20 July – 31 August 2009
Two new artwork commissions inspired by the Moon are showcased in an international group exhibition, Deceitful Moon at the Hayward Gallery Project Space this summer. Opening 40 years after the Apollo 11 moon landing and featuring works by 13 artists, the show celebrates this anniversary and explores the Moon as a site for misrepresentation and mistrust, touching on a tradition of hoaxes and conspiracy theories that reaches back to the 18th century.
The exhibition includes an etching by William Hogarth and features a combination of film, photography and installation by Tom Dale, Matthew Day Jackson & David Tompkins, Grant Morrison & Cameron Stewart, Aleksandra Mir, Amalia Pica, Sam Porritt, Karen Russo, Johannes Vogl, Keith Wilson and Carey Young.

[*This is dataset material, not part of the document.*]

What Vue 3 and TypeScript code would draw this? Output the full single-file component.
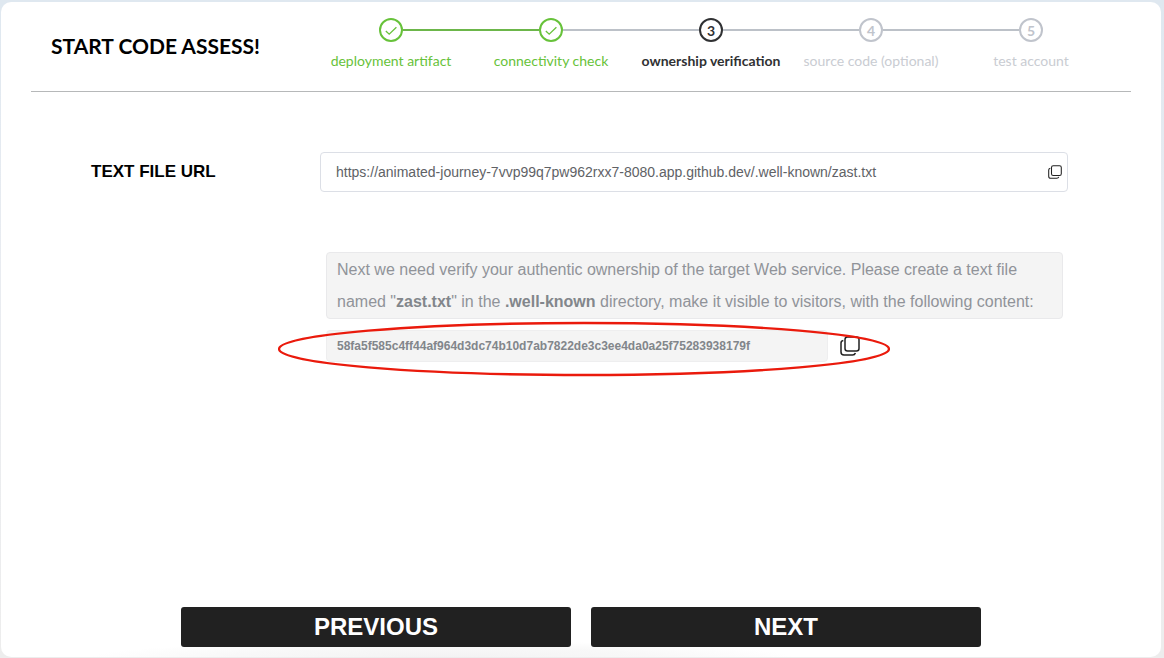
<script setup lang="ts">
import { ref } from 'vue'

type StepState = 'done' | 'active' | 'waiting'

interface Step {
  label: string
  state: StepState
}

const steps: Step[] = [
  { label: 'deployment artifact', state: 'done' },
  { label: 'connectivity check', state: 'done' },
  { label: 'ownership verification', state: 'active' },
  { label: 'source code (optional)', state: 'waiting' },
  { label: 'test account', state: 'waiting' },
]

const fileUrl = ref('https://animated-journey-7vvp99q7pw962rxx7-8080.app.github.dev/.well-known/zast.txt')
const token = '58fa5f585c4ff44af964d3dc74b10d7ab7822de3c3ee4da0a25f75283938179f'

function copy(text: string): void {
  void navigator.clipboard?.writeText(text)
}
</script>

<template>
  <div class="page">
    <main class="card">
      <header class="header">
        <h1 class="title">START CODE ASSESS!</h1>
        <ol class="steps">
          <li v-for="(step, i) in steps" :key="step.label" class="step" :class="step.state">
            <div class="track">
              <span class="line" :class="{ hidden: i === 0, filled: i === 1 }"></span>
              <span class="circle">
                <svg v-if="step.state === 'done'" width="14" height="14" viewBox="0 0 14 14" aria-hidden="true">
                  <path d="M1.8 8 L5.2 11.2 L12.4 4.2" fill="none" stroke="currentColor" stroke-width="1.3" />
                </svg>
                <template v-else>{{ i + 1 }}</template>
              </span>
              <span class="line" :class="{ hidden: i === steps.length - 1, filled: i === 0 }"></span>
            </div>
            <span class="step-label">{{ step.label }}</span>
          </li>
        </ol>
      </header>

      <section class="content">
        <label class="field-label" for="file-url">TEXT FILE URL</label>
        <div class="url-box">
          <input id="file-url" v-model="fileUrl" class="url-input" type="text" readonly />
          <button class="copy small" type="button" aria-label="Copy URL" @click="copy(fileUrl)">
            <svg viewBox="0 0 20 20" fill="none" stroke="currentColor" stroke-width="1.5" aria-hidden="true">
              <rect x="5" y="1" width="14" height="14" rx="2.5" />
              <path d="M3.3 4.5 C1.8 4.8 1 5.6 1 7 V16 C1 18 2 19 4 19 H12.5 C14 19 15 18.3 15.4 17" />
            </svg>
          </button>
        </div>

        <div class="instructions">
          <p class="notice">
            Next we need verify your authentic ownership of the target Web service. Please create a text file
            named "<strong>zast.txt</strong>" in the <strong>.well-known</strong> directory, make it visible to
            visitors, with the following content:
          </p>
          <div class="token-row">
            <code class="token">{{ token }}</code>
            <button class="copy" type="button" aria-label="Copy content" @click="copy(token)">
              <svg viewBox="0 0 20 20" fill="none" stroke="currentColor" stroke-width="1.5" aria-hidden="true">
                <rect x="5" y="1" width="14" height="14" rx="2.5" />
                <path d="M3.3 4.5 C1.8 4.8 1 5.6 1 7 V16 C1 18 2 19 4 19 H12.5 C14 19 15 18.3 15.4 17" />
              </svg>
            </button>
            <svg class="highlight" viewBox="0 0 612 56" aria-hidden="true">
              <ellipse cx="306" cy="28" rx="305" ry="26" fill="none" stroke="#ea1a0c" stroke-width="2.4" />
            </svg>
          </div>
        </div>
      </section>

      <footer class="actions">
        <button class="action" type="button">PREVIOUS</button>
        <button class="action" type="button">NEXT</button>
      </footer>
    </main>
  </div>
</template>

<style>
body {
  margin: 0;
}
</style>

<style scoped>
.page {
  box-sizing: border-box;
  display: flex;
  min-height: 100vh;
  padding: 2px 3px 1px 1px;
  background: linear-gradient(#dfe8f0, #e9ecf1 40%, #ededed);
  font-family: "Liberation Sans", Arial, sans-serif;
}

.card {
  box-sizing: border-box;
  display: flex;
  flex: 1;
  flex-direction: column;
  min-width: 0;
  padding: 0 30px 10px;
  border-radius: 10px;
  background: radial-gradient(ellipse 350px 16px at 38% 100%, #f3f3f3, #f8f8f8 60%, #fff) #fff;
}

.header {
  box-sizing: border-box;
  display: flex;
  height: 90px;
  padding: 0 20px;
  border-bottom: 1px solid #b6b8b9;
}

.title {
  flex: none;
  width: 260px;
  margin: 0;
  color: #000;
  font: 700 21px/88px Lato, sans-serif;
}

.steps {
  display: flex;
  flex: 1;
  margin: 0;
  padding: 16px 0 0;
  list-style: none;
  font-family: Lato, sans-serif;
}

.step {
  display: flex;
  flex: 1 1 0;
  flex-direction: column;
  align-items: center;
  gap: 8px;
  min-width: 0;
  color: #c0c4cc;
}

.step.done {
  color: #67c23a;
}

.step.active {
  color: #303133;
}

.track {
  display: flex;
  align-items: center;
  width: 100%;
}

.line {
  flex: 1;
  height: 2px;
  background: #bcc1c8;
}

.line.filled {
  background: #6cb64a;
}

.line.hidden {
  visibility: hidden;
}

.circle {
  box-sizing: border-box;
  display: flex;
  align-items: center;
  justify-content: center;
  width: 24px;
  height: 24px;
  border: 2px solid currentColor;
  border-radius: 50%;
  font-size: 14px;
  font-weight: 700;
}

.step-label {
  font-size: 14px;
  line-height: 22px;
  white-space: nowrap;
}

.active .step-label {
  font-weight: 700;
}

.waiting .step-label {
  color: #c9ccd2;
}

.content {
  display: grid;
  grid-template-columns: 229px 1fr;
  align-items: center;
  row-gap: 60px;
  padding: 60px 63px 0 60px;
}

.field-label {
  color: #000;
  font-size: 17px;
  font-weight: 700;
}

.url-box {
  box-sizing: border-box;
  display: flex;
  align-items: center;
  height: 40px;
  padding: 0 5px 0 15px;
  border: 1px solid #dcdfe6;
  border-radius: 4px;
}

.url-input {
  flex: 1;
  min-width: 0;
  padding: 0;
  border: 0;
  outline: 0;
  background: transparent;
  color: #606266;
  font: 14px/20px "Liberation Sans", Arial, sans-serif;
}

.copy {
  display: flex;
  flex: none;
  width: 20px;
  height: 20px;
  padding: 0;
  border: 0;
  background: none;
  color: #222;
  cursor: pointer;
}

.copy.small {
  width: 14px;
  height: 14px;
}

.copy svg {
  width: 100%;
  height: 100%;
}

.instructions {
  grid-column: 2;
  padding: 0 5px 0 6px;
}

.notice {
  margin: 0;
  padding: 1px 10px 0;
  border: 1px solid #e9e9eb;
  border-radius: 4px;
  background: #f4f4f4;
  color: #909399;
  font-size: 16px;
  line-height: 32px;
}

.notice strong {
  color: #82868b;
}

.token-row {
  position: relative;
  display: flex;
  align-items: center;
  gap: 12px;
  margin-top: 11px;
}

.token {
  box-sizing: border-box;
  width: 502px;
  padding: 0 10px;
  border: 1px solid #eeeeef;
  border-radius: 4px;
  background: #f4f4f4;
  color: #82868b;
  font: 700 12px/30px "Liberation Sans", Arial, sans-serif;
}

/* Red ring laid over the token and its copy button */
.highlight {
  position: absolute;
  top: -9px;
  left: -48px;
  width: 612px;
  height: 56px;
  pointer-events: none;
}

.actions {
  display: flex;
  gap: 20px;
  width: 100%;
  max-width: 800px;
  margin: auto auto 0;
}

.action {
  flex: 1;
  height: 40px;
  padding: 0;
  border: 0;
  border-radius: 3px;
  background: #212121;
  color: #fff;
  font: 700 24px/40px "Liberation Sans", Arial, sans-serif;
  cursor: pointer;
}
</style>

One of the new commissions by Amalia Pica is Moon Golem (2009), which features a photograph taken by NASA of Belgian artist Paul Van Hoeydonck’s work Fallen Astronaut, the first and only work of art situated on the Moon. His work was originally ‘smuggled’ to the moon by the crew of Apollo 15, in 1971, to commemorate all those astronauts who lost their lives in the space race. For the second commission, Karen Russo’s video and sculptural work Target: 090913 977 (Silberschlag Crater on Moon), the artist worked with Ingo Swann, a ‘remote viewer’ (psychic) and ex-employee of the CIA who claimed to have psychically detected alien life on the moon.

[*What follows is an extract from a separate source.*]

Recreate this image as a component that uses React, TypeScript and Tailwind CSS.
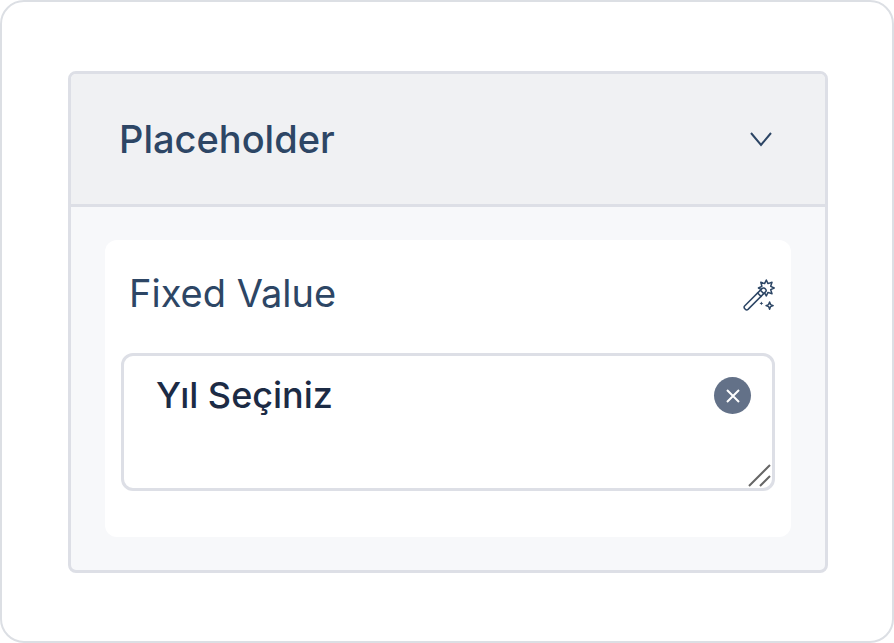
import React from "react";

const ChevronIcon = () => (
  <svg className="h-6 w-6" viewBox="0 0 24 24" fill="none" stroke="currentColor" strokeWidth="2" aria-hidden="true">
    <path d="M2 6L12 18L22 6" />
  </svg>
);

const WandIcon = () => (
  <svg
    className="h-8 w-8"
    viewBox="0 0 32 32"
    fill="none"
    stroke="currentColor"
    strokeWidth="1.5"
    strokeLinejoin="round"
    strokeLinecap="round"
    aria-hidden="true"
  >
    <path d="M23.3 1L25 4.6L29 3.3L27.7 7.3L31.2 9L27.7 10.7L29 14.7L25 13.4L23.3 17L21.4 13.4L17.8 14.7L18.9 10.7L15.4 9L18.9 7.3L17.8 3.3L21.6 4.6Z" />
    <path d="M1.6 27L19.2 9.4C21 7.6 24.4 11 22.6 12.8L5 30.4C3.2 32 0 28.8 1.6 27Z" fill="white" />
    <path d="M14.6 14L18 17.4M17.4 11.2L20.8 14.6" />
    <path d="M26.6 23L27.6 25.6L30.2 26.6L27.6 27.6L26.6 30.2L25.6 27.6L23 26.6L25.6 25.6Z" />
    <path d="M18.4 22.5L19 23.8L20.3 24.4L19 25L18.4 26.3L17.8 25L16.5 24.4L17.8 23.8Z" fill="currentColor" stroke="none" />
  </svg>
);

const ClearIcon = () => (
  <svg className="h-4 w-4" viewBox="0 0 16 16" fill="none" stroke="currentColor" strokeWidth="2" aria-hidden="true">
    <path d="M2 2L14 14M14 2L2 14" />
  </svg>
);

const ResizeGrip = () => (
  <svg
    className="pointer-events-none absolute right-0 bottom-0 h-6 w-6 text-[#666666]"
    viewBox="0 0 24 24"
    fill="none"
    stroke="currentColor"
    strokeWidth="2"
    aria-hidden="true"
  >
    <path d="M1 22L22 1M12 22L22 12" />
  </svg>
);

const App = () => {
  const [open, setOpen] = React.useState(true);
  const [value, setValue] = React.useState("Yıl Seçiniz");

  return (
    <main className="rounded-3xl border-2 border-[#dcdfe4] bg-white pt-[69px] pr-16 pb-[68px] pl-[66px] font-['Inter',sans-serif] text-[#2d4665]">
      <section className="overflow-hidden rounded-lg border-3 border-[#dddfe6] bg-[#f7f8fa]">
        <h2>
          <button
            type="button"
            aria-expanded={open}
            onClick={() => setOpen(!open)}
            className="flex w-full items-center justify-between bg-[#f0f1f3] py-10 pr-[52px] pl-12 text-left text-[38px] leading-[50px] font-medium"
          >
            Placeholder
            <ChevronIcon />
          </button>
        </h2>
        {open && (
          <div className="border-t-3 border-[#dddfe6] px-[34px] py-[33px]">
            <div className="rounded-xl bg-white px-4 pt-7 pb-[46px]">
              <div className="flex items-center justify-between pl-2">
                <label htmlFor="fixed-value" className="text-[38px] leading-[50px]">
                  Fixed Value
                </label>
                <button type="button" aria-label="Suggest a value" className="pt-1">
                  <WandIcon />
                </button>
              </div>
              <div className="relative mt-[35px] flex items-start rounded-xl border-3 border-[#dddfe6] pr-[21px]">
                <textarea
                  id="fixed-value"
                  value={value}
                  onChange={(e) => setValue(e.target.value)}
                  className="h-[132px] min-w-0 flex-1 resize-none py-4 pl-8 text-[36px] leading-[46px] font-medium text-[#1c2b45] outline-none"
                />
                <button
                  type="button"
                  aria-label="Clear"
                  onClick={() => setValue("")}
                  className="mt-[21px] flex h-[37px] w-[37px] items-center justify-center rounded-full bg-[#637188] text-white"
                >
                  <ClearIcon />
                </button>
                <ResizeGrip />
              </div>
            </div>
          </div>
        )}
      </section>
    </main>
  );
};

export default App;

Others works included are Alexsandra Mir’s First Woman on The Moon (1999), a film of a performance in which the artist transformed a Dutch beach into a lunar landscape, before a female ‘astronaut’ claimed it for mankind; Johannes Vogl’s Kleiner Mond (Small Moon, 2006), featuring a bicycle pointed towards a gallery wall, its lamp creating a ‘moon’ on the wall’s surface; and Gianni Motti’s Tranquility Base (1999), a life-size replica of the steel flag placed on the moon by the Apollo 11 mission.
A unique counterpoint to the contemporary artists featured in the show is William Hogarth’s Some of the Principle Inhabitants of the Moon (1724). In his etching we see a courtly scene of the moon’s king, queen and servants in a lunar landscape. The work demonstrates artists’ longstanding fascination with the Moon.